/---

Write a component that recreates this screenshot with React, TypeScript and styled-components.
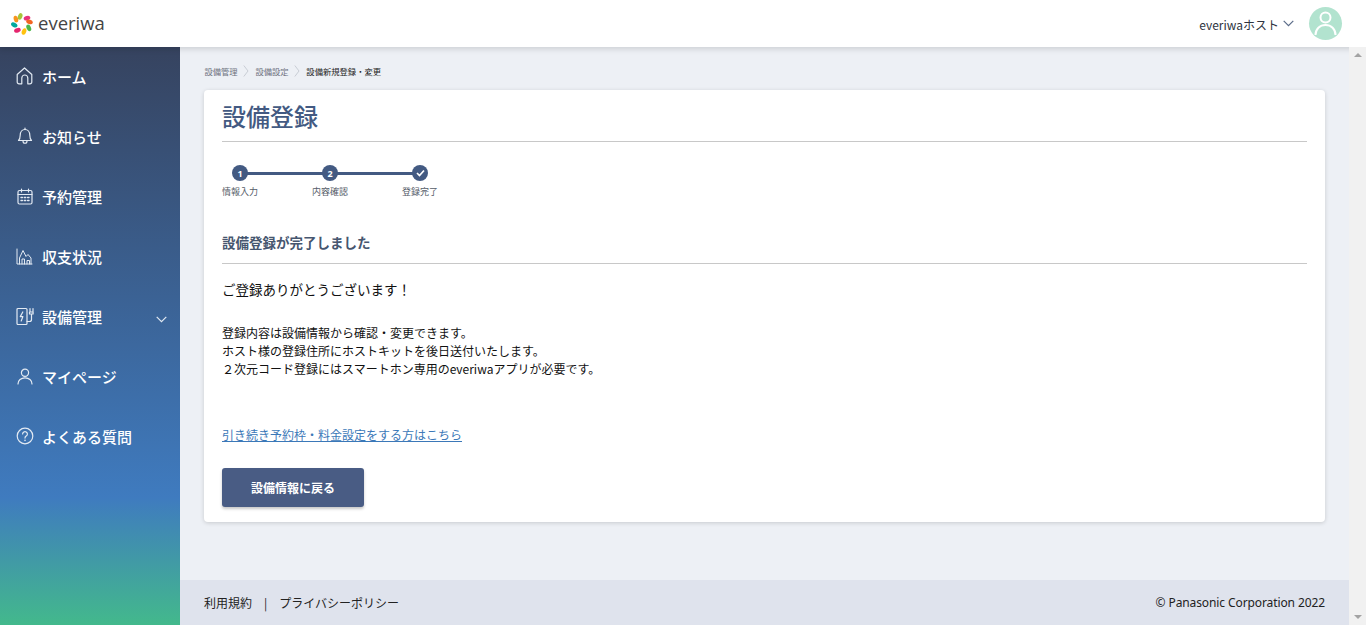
import React from "react";
import styled, { createGlobalStyle } from "styled-components";

const Global = createGlobalStyle`
  html, body { margin: 0; padding: 0; height: 100%; overflow: hidden; }
  body { font-family: "Noto Sans CJK JP", "Noto Sans", sans-serif; color: #000; }
  * { box-sizing: border-box; }
`;
const Page = styled.div`display:flex;flex-direction:column;height:625px;width:1366px;overflow:hidden;`;
const Header = styled.header`height:47px;flex:none;background:#fff;display:flex;align-items:center;justify-content:space-between;padding:0 24px 0 11px;position:relative;z-index:2;box-shadow:0 2px 6px rgba(0,0,0,.14);`;
const Logo = styled.div`display:flex;align-items:center;gap:5px;`;
const LogoText = styled.span`font-family:"Open Sans","Noto Sans",sans-serif;font-size:18.5px;font-weight:500;color:#444;line-height:1;`;
const UserBox = styled.div`display:flex;align-items:center;`;
const UserName = styled.span`font-size:12px;color:#2e3440;margin-right:4px;padding-top:1px;`;
const Avatar = styled.div`width:33px;height:33px;border-radius:50%;background:#b2e3cf;display:flex;align-items:center;justify-content:center;margin-left:15px;`;
const Body = styled.div`flex:1;display:flex;min-height:0;`;
const Side = styled.nav`width:180px;flex:none;background:linear-gradient(180deg,#36435f 0%,#3f7bbf 78%,#43b98c 100%);display:flex;flex-direction:column;`;
const NavItem = styled.div`height:60px;display:flex;align-items:center;padding:0 0 2px 15px;color:#fff;font-size:15px;font-weight:500;gap:8px;position:relative;`;
const NavIcon = styled.span`width:19px;height:20px;display:flex;align-items:center;justify-content:center;flex:none;`;
const NavChevron = styled.span`position:absolute;left:156px;top:29px;display:flex;`;
const Main = styled.div`flex:1;display:flex;flex-direction:column;background:#edf0f5;min-width:0;`;
const Content = styled.main`flex:1;padding:17px 24px 0 24px;`;
const Crumbs = styled.div`display:flex;align-items:center;height:14px;font-size:8.3px;padding-left:.4px;margin-bottom:12px;`;
const Crumb = styled.span<{ $on?: boolean }>`color:${p => p.$on ? "#222" : "#6d7280"};`;
const CrumbSep = styled.span`margin:0 5.9px;display:flex;`;
const Card = styled.section`background:#fff;border-radius:4px;box-shadow:0 1px 4px rgba(0,0,0,.16);padding:8px 18px 15px;height:432px;`;
const Title = styled.h1`margin:0;font-size:24px;font-weight:500;color:#435a82;line-height:36px;padding-bottom:7px;border-bottom:1px solid #c8c8c8;height:44px;`;
const Steps = styled.div`display:flex;margin-top:23px;height:34px;width:216px;position:relative;`;
const StepLine = styled.div`position:absolute;left:18px;top:7px;height:3px;width:180px;background:#435a82;`;
const Step = styled.div`width:90px;display:flex;flex-direction:column;align-items:flex-start;position:relative;&:last-child{width:36px;}`;
const StepDot = styled.div`width:16px;height:16px;flex:none;margin-left:10px;border-radius:50%;background:#435a82;color:#fff;font-size:9px;font-weight:700;display:flex;align-items:center;justify-content:center;font-family:"Noto Sans",sans-serif;`;
const StepLabel = styled.div`font-size:9px;color:#555c68;margin-top:4px;line-height:13px;white-space:nowrap;`;
const SubTitle = styled.h2`margin:34px 0 0;font-size:13.5px;font-weight:700;color:#46566f;line-height:18px;height:31px;border-bottom:1px solid #c8c8c8;`;
const Thanks = styled.p`margin:14px 0 0;font-size:13.5px;line-height:22px;color:#111;`;
const Para = styled.p`margin:24px 0 0;font-size:12px;line-height:18px;color:#111;`;
const LinkText = styled.a`display:block;margin-top:48px;font-size:12px;line-height:18px;color:#3b78b8;text-decoration:underline;`;
const Back = styled.button`display:flex;align-items:center;justify-content:center;margin-top:24px;width:142px;height:39px;border:0;border-radius:3px;background:#495c84;color:#fff;font:700 12px "Noto Sans CJK JP",sans-serif;box-shadow:0 2px 3px rgba(0,0,0,.22);`;
const Footer = styled.footer`height:45px;flex:none;background:#dfe3ed;display:flex;align-items:center;justify-content:space-between;padding:0 24px;font-size:12px;color:#222;`;
const FootLinks = styled.div`display:flex;gap:12px;`;
const Copy = styled.span`font-family:"Noto Sans",sans-serif;letter-spacing:-.1px;`;
const Scroll = styled.div`width:17px;flex:none;background:#f1f1f1;display:flex;flex-direction:column;justify-content:space-between;align-items:center;padding:6px 0;position:relative;z-index:3;`;
const Tri = styled.span<{ $up?: boolean }>`width:8px;height:4px;border-left:4px solid transparent;border-right:4px solid transparent;${p => p.$up ? "border-bottom:4px solid #a3a3a3;" : "border-top:4px solid #a3a3a3;"}`;

const ic = { fill: "none", stroke: "#e3eaf3", strokeWidth: 1.2, strokeLinecap: "round" as const, strokeLinejoin: "round" as const };
const Home = () => <svg width="17" height="18" viewBox="0 0 17 18" {...ic}><path d="M1.2 7.5 8.5 1l7.3 6.5V15a1.8 1.8 0 0 1-1.8 1.8h-2.2V11a3 3 0 0 0-6 0v5.8H3A1.8 1.8 0 0 1 1.2 15z" /></svg>;
const Bell = () => <svg width="16" height="18" viewBox="0 0 16 18" {...ic}><path d="M1.5 13.5c1.3-1.2 1.7-2.6 1.7-5.2C3.2 5 5.2 2.5 8 2.5s4.8 2.5 4.8 5.8c0 2.6.4 4 1.7 5.2z" /><path d="M6 14c0 3 4 3 4 0M8 1v1.5" /></svg>;
const Cal = () => <svg width="16" height="17" viewBox="0 0 16 17" {...ic}><rect x="1" y="2.5" width="14" height="13.5" rx="1.5" /><path d="M1 6.5h14M4.5 1v3M11.5 1v3" /><path d="M4 9.5h1.4M7.3 9.5h1.4M10.6 9.5H12M4 12.5h1.4M7.3 12.5h1.4M10.6 12.5H12" strokeWidth="1.4" /></svg>;
const Chart = () => <svg width="17" height="17" viewBox="0 0 17 17" {...ic} strokeWidth="1"><path d="M1 1v15h15" /><path d="M3.5 16V10L7 2.5l3 6 2-2 3 3.5V16" /><path d="M6 16v-5h2.5v5M11 16v-3.5h2.5V16" /></svg>;
const Charger = () => <svg width="18" height="19" viewBox="0 0 18 19" {...ic}><rect x="1" y="1.5" width="10" height="16" rx="1" /><path d="M6.8 5 4.3 9.6h2.6L5.2 14" /><path d="M11 14.5h2.5a2 2 0 0 0 2-2V7M14 1.5V5M17 1.5V5M13.5 5h3.6v2h-3.6z" /></svg>;
const User = () => <svg width="16" height="17" viewBox="0 0 16 17" {...ic}><circle cx="8" cy="4.8" r="3.6" /><path d="M1 16c0-3.6 3-6.2 7-6.2s7 2.6 7 6.2" /></svg>;
const Help = () => <svg width="18" height="18" viewBox="0 0 18 18" {...ic}><circle cx="9" cy="9" r="7.8" /><path d="M6.6 7a2.4 2.4 0 1 1 3.6 2.1c-.8.5-1.2 1-1.2 2" /><path d="M9 13.3v.1" strokeWidth="1.5" /></svg>;
const Chevron = ({ c = "#e3eaf3" }: { c?: string }) => <svg width="11" height="7" viewBox="0 0 11 7" fill="none" stroke={c} strokeWidth="1.2"><path d="M.7 .8 5.5 5.6 10.3 .8" /></svg>;
const Sep = () => <svg width="6" height="12" viewBox="0 0 6 12" fill="none" stroke="#bfc4cc" strokeWidth=".8"><path d="M.8 .5 5 6 .8 11.5" /></svg>;

const petals: [number, string][] = [[-14, "#a4c639"], [40, "#e8327c"], [74, "#f26522"], [120, "#4cb648"], [165, "#ffc20e"], [216, "#e5266e"], [263, "#00a99d"], [309, "#f7941d"]];
const LogoMark = () => (
  <svg width="22" height="22" viewBox="0 0 22 22">
    {petals.map(([a, c]) => <ellipse key={a} cx="11" cy="3.2" rx="2.2" ry="3.4" fill={c} transform={`rotate(${a} 11 11) rotate(35 11 3.2)`} />)}
  </svg>
);

const nav: [string, React.ReactNode, boolean?][] = [
  ["ホーム", <Home />], ["お知らせ", <Bell />], ["予約管理", <Cal />], ["収支状況", <Chart />],
  ["設備管理", <Charger />, true], ["マイページ", <User />], ["よくある質問", <Help />],
];

export default function App() {
  return (
    <Page>
      <Global />
      <Header>
        <Logo><LogoMark /><LogoText>everiwa</LogoText></Logo>
        <UserBox>
          <UserName>everiwaホスト</UserName>
          <Chevron c="#5a6b88" />
          <Avatar>
            <svg width="23" height="25" viewBox="0 0 23 25" fill="none" stroke="#fff" strokeWidth="2"><circle cx="11.5" cy="6.5" r="5" /><path d="M1.5 24c0-6 4.3-10 10-10s10 4 10 10" /></svg>
          </Avatar>
        </UserBox>
      </Header>
      <Body>
        <Side>
          {nav.map(([t, i, more]) => (
            <NavItem key={t}>
              <NavIcon>{i}</NavIcon>{t}
              {more && <NavChevron><Chevron /></NavChevron>}
            </NavItem>
          ))}
        </Side>
        <Main>
          <Content>
            <Crumbs>
              <Crumb>設備管理</Crumb><CrumbSep><Sep /></CrumbSep>
              <Crumb>設備設定</Crumb><CrumbSep><Sep /></CrumbSep>
              <Crumb $on>設備新規登録・変更</Crumb>
            </Crumbs>
            <Card>
              <Title>設備登録</Title>
              <Steps>
                <StepLine />
                <Step><StepDot>1</StepDot><StepLabel>情報入力</StepLabel></Step>
                <Step><StepDot>2</StepDot><StepLabel>内容確認</StepLabel></Step>
                <Step>
                  <StepDot><svg width="9" height="8" viewBox="0 0 9 8" fill="none" stroke="#fff" strokeWidth="1.7"><path d="M1 4l2.5 2.5L8 1.5" /></svg></StepDot>
                  <StepLabel>登録完了</StepLabel>
                </Step>
              </Steps>
              <SubTitle>設備登録が完了しました</SubTitle>
              <Thanks>ご登録ありがとうございます！</Thanks>
              <Para>登録内容は設備情報から確認・変更できます。<br />ホスト様の登録住所にホストキットを後日送付いたします。<br />２次元コード登録にはスマートホン専用のeveriwaアプリが必要です。</Para>
              <LinkText>引き続き予約枠・料金設定をする方はこちら</LinkText>
              <Back>設備情報に戻る</Back>
            </Card>
          </Content>
          <Footer>
            <FootLinks><span>利用規約</span><span>|</span><span>プライバシーポリシー</span></FootLinks>
            <Copy>© Panasonic Corporation 2022</Copy>
          </Footer>
        </Main>
        <Scroll><Tri $up /><Tri /></Scroll>
      </Body>
    </Page>
  );
}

\---

▸ STATED TASK
Go through the material line by line. Show each line that contains the string "components".

▸ RESULT OF THIS EXERCISE
Write a component that recreates this screenshot with React, TypeScript and styled-components.
import styled, { createGlobalStyle } from "styled-components";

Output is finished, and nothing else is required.